Your task - Pick out every line with the word "components" and copy it.

***** Information supplied *****

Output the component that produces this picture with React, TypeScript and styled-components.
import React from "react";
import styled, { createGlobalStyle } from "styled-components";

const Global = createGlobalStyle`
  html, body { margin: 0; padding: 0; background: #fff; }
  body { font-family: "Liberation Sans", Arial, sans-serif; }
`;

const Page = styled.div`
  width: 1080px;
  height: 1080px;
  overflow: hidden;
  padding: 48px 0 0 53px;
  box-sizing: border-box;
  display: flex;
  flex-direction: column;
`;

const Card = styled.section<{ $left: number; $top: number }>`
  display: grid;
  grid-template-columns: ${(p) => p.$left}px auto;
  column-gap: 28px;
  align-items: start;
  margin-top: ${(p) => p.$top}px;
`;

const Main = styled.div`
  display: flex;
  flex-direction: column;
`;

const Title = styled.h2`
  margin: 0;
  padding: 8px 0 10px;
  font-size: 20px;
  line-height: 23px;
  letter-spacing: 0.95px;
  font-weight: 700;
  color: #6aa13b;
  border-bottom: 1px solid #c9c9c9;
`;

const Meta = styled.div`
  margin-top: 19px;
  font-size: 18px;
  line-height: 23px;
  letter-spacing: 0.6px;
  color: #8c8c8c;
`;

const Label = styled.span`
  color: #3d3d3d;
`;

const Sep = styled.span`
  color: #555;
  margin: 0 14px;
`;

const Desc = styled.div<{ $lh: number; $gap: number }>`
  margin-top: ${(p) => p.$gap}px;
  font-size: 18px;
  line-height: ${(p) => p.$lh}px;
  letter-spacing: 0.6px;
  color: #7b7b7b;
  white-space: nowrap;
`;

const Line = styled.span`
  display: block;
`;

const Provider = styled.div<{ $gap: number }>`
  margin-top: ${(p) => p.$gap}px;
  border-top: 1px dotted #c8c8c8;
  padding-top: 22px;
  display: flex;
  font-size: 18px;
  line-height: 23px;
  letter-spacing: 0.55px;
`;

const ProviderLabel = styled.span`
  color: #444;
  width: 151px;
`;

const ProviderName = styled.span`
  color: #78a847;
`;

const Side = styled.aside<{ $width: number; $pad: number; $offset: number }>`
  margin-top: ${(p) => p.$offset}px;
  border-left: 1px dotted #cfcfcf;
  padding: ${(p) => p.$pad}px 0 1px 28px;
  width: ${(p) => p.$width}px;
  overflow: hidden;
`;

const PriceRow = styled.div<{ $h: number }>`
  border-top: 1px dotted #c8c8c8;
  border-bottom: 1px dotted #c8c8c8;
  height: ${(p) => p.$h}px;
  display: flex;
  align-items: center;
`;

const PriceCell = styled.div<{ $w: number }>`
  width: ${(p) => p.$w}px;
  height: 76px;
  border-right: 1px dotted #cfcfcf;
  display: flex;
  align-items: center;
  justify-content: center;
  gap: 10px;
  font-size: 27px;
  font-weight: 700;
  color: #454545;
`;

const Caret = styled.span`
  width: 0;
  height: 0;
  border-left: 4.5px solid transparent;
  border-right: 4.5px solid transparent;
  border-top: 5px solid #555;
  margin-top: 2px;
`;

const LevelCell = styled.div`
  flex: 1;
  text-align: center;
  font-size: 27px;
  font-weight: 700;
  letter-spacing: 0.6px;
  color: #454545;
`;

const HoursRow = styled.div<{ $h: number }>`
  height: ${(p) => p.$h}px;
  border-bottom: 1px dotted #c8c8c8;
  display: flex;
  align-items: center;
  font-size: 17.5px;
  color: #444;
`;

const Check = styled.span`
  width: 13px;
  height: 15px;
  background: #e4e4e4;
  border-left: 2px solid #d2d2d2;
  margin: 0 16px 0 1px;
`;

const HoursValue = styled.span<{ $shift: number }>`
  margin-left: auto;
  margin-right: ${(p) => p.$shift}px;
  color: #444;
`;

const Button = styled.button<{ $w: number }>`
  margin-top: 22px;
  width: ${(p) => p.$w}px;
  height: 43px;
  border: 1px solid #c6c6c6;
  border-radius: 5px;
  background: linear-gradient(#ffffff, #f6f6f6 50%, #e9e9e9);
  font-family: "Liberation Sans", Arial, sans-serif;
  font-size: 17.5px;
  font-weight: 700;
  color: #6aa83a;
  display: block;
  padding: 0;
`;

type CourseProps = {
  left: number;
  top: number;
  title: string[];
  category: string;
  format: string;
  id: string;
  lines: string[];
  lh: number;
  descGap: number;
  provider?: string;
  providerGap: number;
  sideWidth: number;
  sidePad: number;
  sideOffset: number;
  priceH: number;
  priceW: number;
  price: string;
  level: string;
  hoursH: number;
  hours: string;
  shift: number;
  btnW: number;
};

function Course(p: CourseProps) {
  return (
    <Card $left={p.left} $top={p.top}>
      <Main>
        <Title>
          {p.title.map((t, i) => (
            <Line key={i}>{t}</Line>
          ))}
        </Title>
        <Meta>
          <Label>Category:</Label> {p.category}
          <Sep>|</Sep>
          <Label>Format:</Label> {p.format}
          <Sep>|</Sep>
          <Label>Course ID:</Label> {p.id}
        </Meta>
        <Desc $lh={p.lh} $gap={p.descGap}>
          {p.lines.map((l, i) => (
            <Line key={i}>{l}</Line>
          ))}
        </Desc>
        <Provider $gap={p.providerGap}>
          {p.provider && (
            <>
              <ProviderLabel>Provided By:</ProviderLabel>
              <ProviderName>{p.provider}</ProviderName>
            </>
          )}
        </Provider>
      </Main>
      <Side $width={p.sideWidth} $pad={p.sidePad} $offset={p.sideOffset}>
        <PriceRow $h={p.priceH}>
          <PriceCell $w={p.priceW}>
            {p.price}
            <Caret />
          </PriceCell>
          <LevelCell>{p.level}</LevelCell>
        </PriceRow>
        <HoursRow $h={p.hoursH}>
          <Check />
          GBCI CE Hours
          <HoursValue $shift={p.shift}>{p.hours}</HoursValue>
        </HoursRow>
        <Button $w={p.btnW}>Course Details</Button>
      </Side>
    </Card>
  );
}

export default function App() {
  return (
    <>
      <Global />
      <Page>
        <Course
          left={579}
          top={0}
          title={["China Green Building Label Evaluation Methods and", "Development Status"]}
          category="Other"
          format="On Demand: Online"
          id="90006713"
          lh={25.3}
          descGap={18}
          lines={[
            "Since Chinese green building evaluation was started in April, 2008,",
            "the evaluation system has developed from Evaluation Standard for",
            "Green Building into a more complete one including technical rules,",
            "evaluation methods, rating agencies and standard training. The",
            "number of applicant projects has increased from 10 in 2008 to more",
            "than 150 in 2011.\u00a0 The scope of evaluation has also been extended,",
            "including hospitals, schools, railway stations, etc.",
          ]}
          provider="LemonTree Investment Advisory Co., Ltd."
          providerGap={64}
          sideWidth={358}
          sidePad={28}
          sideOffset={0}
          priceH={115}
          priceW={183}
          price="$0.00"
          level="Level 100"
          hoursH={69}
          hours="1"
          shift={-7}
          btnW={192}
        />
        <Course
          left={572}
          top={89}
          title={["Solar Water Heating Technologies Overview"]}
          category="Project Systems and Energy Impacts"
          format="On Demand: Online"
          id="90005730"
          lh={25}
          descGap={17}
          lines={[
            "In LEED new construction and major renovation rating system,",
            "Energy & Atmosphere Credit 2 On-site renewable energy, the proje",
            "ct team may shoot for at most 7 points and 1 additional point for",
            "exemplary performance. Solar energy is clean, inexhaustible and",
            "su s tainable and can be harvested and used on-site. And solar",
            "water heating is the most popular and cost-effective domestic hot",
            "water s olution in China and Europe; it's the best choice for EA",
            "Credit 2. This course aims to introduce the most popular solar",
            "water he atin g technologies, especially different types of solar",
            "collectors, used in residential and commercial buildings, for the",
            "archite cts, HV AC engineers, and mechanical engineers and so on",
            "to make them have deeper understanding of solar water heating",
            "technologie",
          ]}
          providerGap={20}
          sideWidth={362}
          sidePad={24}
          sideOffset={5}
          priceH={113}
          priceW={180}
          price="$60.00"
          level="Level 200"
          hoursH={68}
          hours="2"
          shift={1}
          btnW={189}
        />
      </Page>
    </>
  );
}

*****

Written solution -
Output the component that produces this picture with React, TypeScript and styled-components.
import styled, { createGlobalStyle } from "styled-components";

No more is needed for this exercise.